Exercise task |
Look through the listing below and work out how many of its lines hold the word "styles". Give only the number.

═══ Recorded information

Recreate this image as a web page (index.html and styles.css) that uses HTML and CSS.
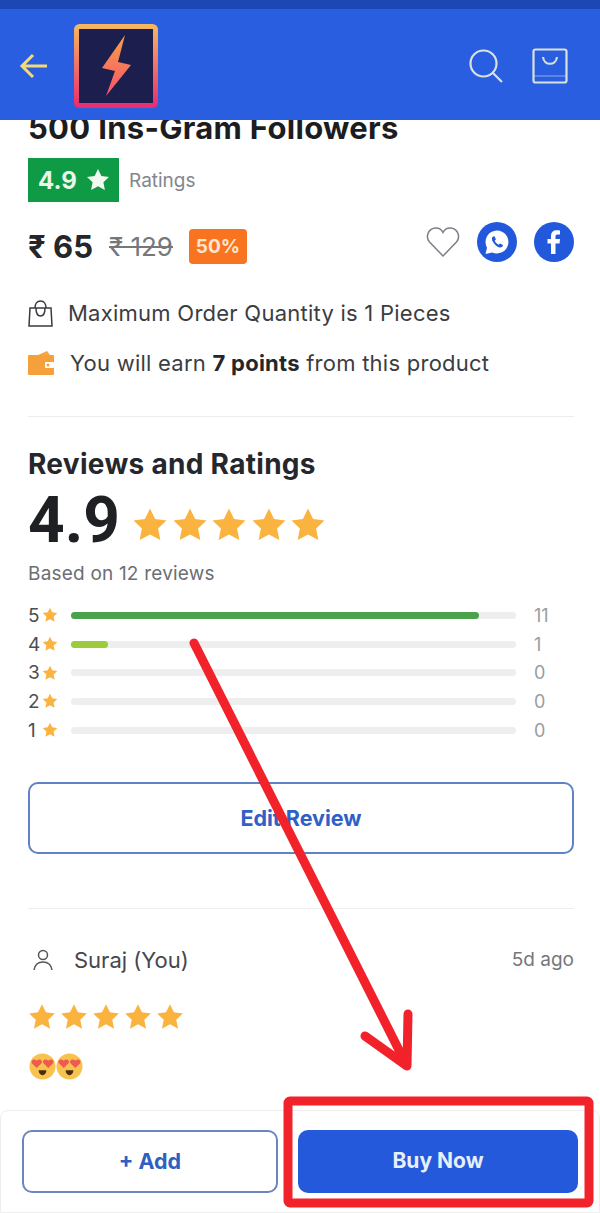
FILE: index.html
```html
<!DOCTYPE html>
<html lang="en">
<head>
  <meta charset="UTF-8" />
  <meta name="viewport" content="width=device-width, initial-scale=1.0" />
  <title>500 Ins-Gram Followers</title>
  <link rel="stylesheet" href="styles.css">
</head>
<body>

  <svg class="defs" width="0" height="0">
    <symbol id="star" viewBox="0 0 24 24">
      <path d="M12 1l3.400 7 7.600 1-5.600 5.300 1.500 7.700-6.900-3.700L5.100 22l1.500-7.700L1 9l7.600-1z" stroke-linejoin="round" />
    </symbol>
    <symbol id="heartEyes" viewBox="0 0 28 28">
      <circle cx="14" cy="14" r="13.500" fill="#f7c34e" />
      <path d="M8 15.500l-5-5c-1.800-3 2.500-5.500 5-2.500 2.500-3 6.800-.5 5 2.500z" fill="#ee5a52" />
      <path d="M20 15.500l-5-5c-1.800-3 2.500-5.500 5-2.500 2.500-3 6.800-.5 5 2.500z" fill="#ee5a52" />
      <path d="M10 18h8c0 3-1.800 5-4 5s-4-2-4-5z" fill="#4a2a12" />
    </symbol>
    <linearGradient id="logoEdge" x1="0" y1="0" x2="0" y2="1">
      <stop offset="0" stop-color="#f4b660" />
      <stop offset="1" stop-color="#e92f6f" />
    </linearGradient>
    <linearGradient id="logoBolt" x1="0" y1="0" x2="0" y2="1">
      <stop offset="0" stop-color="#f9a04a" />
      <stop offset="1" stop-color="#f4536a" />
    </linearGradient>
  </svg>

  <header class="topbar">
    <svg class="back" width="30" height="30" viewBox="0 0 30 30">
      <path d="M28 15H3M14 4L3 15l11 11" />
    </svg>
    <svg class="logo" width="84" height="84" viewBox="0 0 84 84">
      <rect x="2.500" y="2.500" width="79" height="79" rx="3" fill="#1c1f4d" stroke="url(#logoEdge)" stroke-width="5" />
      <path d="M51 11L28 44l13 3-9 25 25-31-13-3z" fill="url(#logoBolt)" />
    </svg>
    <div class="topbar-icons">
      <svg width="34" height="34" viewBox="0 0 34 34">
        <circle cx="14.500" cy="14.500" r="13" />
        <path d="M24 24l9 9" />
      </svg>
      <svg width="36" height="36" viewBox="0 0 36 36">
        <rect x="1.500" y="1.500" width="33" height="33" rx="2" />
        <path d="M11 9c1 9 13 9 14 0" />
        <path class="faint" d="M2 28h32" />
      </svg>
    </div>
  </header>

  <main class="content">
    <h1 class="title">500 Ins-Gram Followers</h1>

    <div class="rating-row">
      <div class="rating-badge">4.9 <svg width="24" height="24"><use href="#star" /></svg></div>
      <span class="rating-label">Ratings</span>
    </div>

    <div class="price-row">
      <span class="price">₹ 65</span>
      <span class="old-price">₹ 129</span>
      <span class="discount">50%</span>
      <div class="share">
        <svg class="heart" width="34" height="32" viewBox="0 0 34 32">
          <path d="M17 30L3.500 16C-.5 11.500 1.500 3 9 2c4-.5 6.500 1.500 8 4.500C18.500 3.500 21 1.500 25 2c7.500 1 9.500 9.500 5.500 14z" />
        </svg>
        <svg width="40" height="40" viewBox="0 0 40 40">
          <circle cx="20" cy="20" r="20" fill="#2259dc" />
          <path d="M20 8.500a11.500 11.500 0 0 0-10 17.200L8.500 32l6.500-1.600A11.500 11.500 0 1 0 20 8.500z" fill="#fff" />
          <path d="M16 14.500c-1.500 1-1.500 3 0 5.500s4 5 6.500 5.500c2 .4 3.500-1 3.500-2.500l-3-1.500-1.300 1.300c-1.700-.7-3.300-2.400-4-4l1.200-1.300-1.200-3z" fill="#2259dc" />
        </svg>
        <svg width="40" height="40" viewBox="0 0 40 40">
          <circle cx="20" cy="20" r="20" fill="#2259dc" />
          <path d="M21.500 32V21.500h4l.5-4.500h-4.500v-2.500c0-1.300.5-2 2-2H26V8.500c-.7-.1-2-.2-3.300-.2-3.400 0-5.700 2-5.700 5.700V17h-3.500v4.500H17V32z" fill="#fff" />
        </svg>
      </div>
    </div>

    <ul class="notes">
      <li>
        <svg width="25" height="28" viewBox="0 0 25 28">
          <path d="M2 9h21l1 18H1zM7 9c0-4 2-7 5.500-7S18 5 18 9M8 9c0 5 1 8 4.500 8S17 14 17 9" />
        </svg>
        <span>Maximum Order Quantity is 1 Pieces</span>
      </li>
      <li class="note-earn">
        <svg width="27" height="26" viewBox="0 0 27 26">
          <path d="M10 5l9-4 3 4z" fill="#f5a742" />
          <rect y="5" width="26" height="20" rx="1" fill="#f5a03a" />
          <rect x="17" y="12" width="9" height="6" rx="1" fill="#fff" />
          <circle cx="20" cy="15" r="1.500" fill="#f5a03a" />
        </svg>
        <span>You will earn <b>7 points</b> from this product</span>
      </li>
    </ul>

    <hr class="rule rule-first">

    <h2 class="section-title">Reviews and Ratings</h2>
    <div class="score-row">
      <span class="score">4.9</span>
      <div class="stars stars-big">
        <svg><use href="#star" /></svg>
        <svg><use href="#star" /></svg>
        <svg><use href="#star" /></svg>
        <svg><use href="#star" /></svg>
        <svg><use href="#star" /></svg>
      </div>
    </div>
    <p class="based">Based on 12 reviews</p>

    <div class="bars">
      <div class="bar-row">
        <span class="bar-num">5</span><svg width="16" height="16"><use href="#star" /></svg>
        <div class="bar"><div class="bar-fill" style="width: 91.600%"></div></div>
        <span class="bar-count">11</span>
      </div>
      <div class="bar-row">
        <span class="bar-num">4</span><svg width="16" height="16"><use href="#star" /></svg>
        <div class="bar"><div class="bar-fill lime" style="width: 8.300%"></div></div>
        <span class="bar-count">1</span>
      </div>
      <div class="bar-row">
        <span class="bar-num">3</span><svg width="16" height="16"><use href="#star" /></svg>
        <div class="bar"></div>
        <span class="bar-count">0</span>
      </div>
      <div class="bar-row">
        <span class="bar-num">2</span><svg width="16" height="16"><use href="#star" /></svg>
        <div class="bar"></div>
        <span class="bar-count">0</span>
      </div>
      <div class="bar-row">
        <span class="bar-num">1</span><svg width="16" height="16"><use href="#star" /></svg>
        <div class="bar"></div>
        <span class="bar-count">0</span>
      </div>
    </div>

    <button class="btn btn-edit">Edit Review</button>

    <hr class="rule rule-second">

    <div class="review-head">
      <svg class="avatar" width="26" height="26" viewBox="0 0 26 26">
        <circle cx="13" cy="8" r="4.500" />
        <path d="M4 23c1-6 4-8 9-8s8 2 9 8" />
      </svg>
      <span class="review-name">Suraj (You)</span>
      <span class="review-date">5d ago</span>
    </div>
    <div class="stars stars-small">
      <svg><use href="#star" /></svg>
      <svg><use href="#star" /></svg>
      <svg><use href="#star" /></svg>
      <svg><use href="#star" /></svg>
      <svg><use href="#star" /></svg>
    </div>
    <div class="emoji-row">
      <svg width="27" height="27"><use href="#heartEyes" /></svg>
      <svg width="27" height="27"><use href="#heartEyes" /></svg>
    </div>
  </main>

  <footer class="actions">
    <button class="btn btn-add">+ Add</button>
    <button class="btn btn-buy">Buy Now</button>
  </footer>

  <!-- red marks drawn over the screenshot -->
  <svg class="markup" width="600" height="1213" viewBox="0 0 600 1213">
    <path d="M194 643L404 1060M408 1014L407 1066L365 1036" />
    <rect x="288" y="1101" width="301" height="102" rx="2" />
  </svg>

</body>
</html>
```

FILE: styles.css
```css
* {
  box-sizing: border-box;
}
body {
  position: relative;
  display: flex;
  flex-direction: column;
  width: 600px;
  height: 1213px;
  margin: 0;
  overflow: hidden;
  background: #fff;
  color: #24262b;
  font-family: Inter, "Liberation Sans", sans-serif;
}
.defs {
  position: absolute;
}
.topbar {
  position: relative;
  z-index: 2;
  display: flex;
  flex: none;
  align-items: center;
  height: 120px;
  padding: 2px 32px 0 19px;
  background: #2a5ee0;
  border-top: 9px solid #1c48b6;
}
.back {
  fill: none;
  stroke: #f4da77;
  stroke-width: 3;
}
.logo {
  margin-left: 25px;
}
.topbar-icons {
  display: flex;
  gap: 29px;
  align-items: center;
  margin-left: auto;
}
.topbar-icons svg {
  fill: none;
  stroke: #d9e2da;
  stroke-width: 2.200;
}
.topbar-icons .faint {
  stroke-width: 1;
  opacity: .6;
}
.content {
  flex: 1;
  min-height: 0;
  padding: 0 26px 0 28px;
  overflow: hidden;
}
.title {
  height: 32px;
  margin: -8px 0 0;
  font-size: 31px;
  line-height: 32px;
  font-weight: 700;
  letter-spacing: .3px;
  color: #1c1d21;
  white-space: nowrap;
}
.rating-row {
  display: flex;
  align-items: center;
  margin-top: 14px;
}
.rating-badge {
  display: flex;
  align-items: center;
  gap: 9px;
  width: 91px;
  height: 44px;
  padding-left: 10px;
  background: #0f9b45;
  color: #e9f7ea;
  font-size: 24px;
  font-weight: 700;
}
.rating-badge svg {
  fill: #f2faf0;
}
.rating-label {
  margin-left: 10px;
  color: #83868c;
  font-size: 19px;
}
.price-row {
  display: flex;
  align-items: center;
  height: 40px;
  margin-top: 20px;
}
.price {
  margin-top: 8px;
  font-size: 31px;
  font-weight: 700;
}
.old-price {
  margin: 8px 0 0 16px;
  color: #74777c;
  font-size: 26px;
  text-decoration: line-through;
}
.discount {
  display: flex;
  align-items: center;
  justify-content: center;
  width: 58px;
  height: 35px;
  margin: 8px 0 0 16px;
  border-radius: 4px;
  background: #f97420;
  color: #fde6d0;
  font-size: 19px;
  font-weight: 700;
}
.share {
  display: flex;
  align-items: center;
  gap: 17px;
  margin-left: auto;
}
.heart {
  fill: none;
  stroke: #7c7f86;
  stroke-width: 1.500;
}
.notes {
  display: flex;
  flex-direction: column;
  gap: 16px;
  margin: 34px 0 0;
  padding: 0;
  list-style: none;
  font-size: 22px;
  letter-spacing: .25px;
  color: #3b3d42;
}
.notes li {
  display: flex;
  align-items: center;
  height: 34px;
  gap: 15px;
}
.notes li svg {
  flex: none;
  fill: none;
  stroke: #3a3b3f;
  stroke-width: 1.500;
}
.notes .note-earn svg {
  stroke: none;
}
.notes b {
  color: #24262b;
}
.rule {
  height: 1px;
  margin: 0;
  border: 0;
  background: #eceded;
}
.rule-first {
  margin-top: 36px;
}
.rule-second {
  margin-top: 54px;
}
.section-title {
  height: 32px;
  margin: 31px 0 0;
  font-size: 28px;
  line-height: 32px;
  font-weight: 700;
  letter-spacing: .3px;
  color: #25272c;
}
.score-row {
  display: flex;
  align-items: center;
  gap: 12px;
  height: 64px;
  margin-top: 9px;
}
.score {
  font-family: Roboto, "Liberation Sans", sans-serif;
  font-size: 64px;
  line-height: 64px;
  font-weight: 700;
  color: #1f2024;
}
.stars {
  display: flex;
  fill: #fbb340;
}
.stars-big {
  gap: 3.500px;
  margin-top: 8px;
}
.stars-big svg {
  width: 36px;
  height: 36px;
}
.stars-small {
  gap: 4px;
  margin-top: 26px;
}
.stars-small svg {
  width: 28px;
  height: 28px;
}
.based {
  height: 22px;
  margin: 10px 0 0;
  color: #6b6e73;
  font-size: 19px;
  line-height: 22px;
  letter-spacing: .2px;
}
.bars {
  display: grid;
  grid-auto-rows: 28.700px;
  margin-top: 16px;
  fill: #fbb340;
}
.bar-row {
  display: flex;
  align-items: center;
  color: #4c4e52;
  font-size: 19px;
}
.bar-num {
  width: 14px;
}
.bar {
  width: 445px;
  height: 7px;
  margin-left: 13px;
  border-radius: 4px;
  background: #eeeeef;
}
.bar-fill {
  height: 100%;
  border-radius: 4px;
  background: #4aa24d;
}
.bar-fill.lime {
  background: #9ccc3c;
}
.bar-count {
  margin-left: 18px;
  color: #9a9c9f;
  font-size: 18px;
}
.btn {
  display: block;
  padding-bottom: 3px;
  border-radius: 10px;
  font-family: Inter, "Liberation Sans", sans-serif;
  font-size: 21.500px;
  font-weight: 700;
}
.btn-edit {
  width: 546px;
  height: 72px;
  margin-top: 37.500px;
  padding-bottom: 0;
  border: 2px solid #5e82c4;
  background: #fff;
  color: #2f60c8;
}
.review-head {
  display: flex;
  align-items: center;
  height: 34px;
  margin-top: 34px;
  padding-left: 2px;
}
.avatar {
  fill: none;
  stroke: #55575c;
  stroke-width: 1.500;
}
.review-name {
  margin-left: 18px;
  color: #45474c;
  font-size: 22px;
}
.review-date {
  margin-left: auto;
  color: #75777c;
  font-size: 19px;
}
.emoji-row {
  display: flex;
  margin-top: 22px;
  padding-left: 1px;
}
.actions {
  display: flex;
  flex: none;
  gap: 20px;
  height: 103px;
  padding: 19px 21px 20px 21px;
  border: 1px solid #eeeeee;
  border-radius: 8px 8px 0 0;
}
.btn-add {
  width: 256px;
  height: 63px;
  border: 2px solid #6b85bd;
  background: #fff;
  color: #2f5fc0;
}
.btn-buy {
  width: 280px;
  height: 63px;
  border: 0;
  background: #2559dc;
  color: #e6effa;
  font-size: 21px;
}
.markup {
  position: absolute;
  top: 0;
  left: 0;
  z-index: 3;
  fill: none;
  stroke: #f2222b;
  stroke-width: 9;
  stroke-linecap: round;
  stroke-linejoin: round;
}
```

══════

Task answer |
3